The man's also kept his command in, well, control. His walk rate is back to his '07 level, down to 2.61 after seeing it skyrocket to 3.47 last year. Given that closers usually walk such a tightrope between a successful outing and getting burned, the K/BB rate, and subsequent strikeout and walk percentages are arguably the most important stats for a closer. Starters can get away with allowing a lot of runs if they have the offense to back them up. Closers already know the limit to the runs they can permit. Just one or two baserunners creates a tie or win situation for the opposition.

There hasn't been much else that's changed for the better with Street, statistically speaking. Moving to the right side of the pitching rubber set up Street for success. A slight uptick in his fastball and much-improved strikeout and walk percentages finished the process for Street, who's become one of fantasy's elite closers again. There's no reason to sell Street, but trade for him, within reason, if he's available in your league.

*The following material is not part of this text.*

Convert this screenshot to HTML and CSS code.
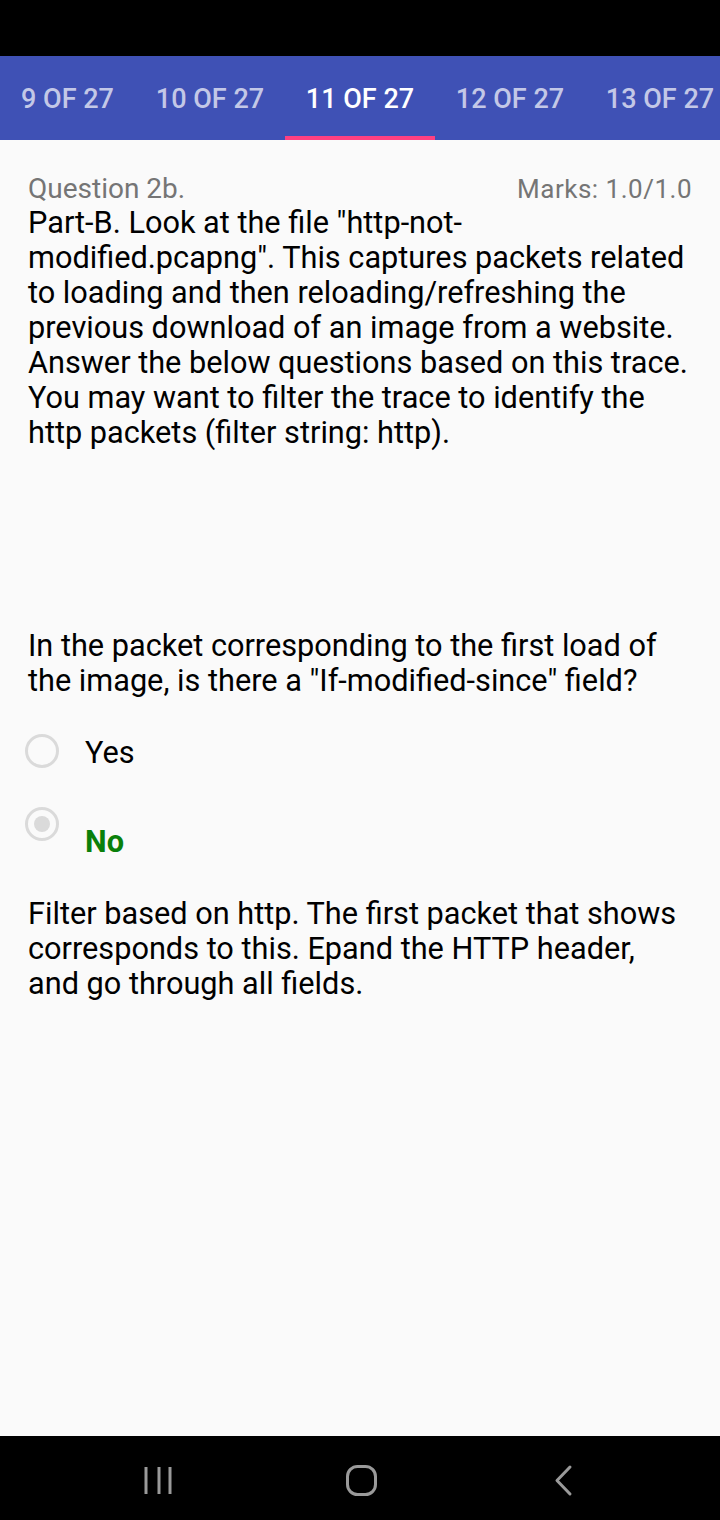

Try not to make a mistake by paying too much, though. After all, he is a closer. They're never worth the cost of an effective position player. Just be happy if you have Street and become a little jealous if you passed over him in your preseason draft. Use his success as a mistake to learn from. As you've read in this story, we all make mistakes. Not all of us have the convenience of readers letting us know we did.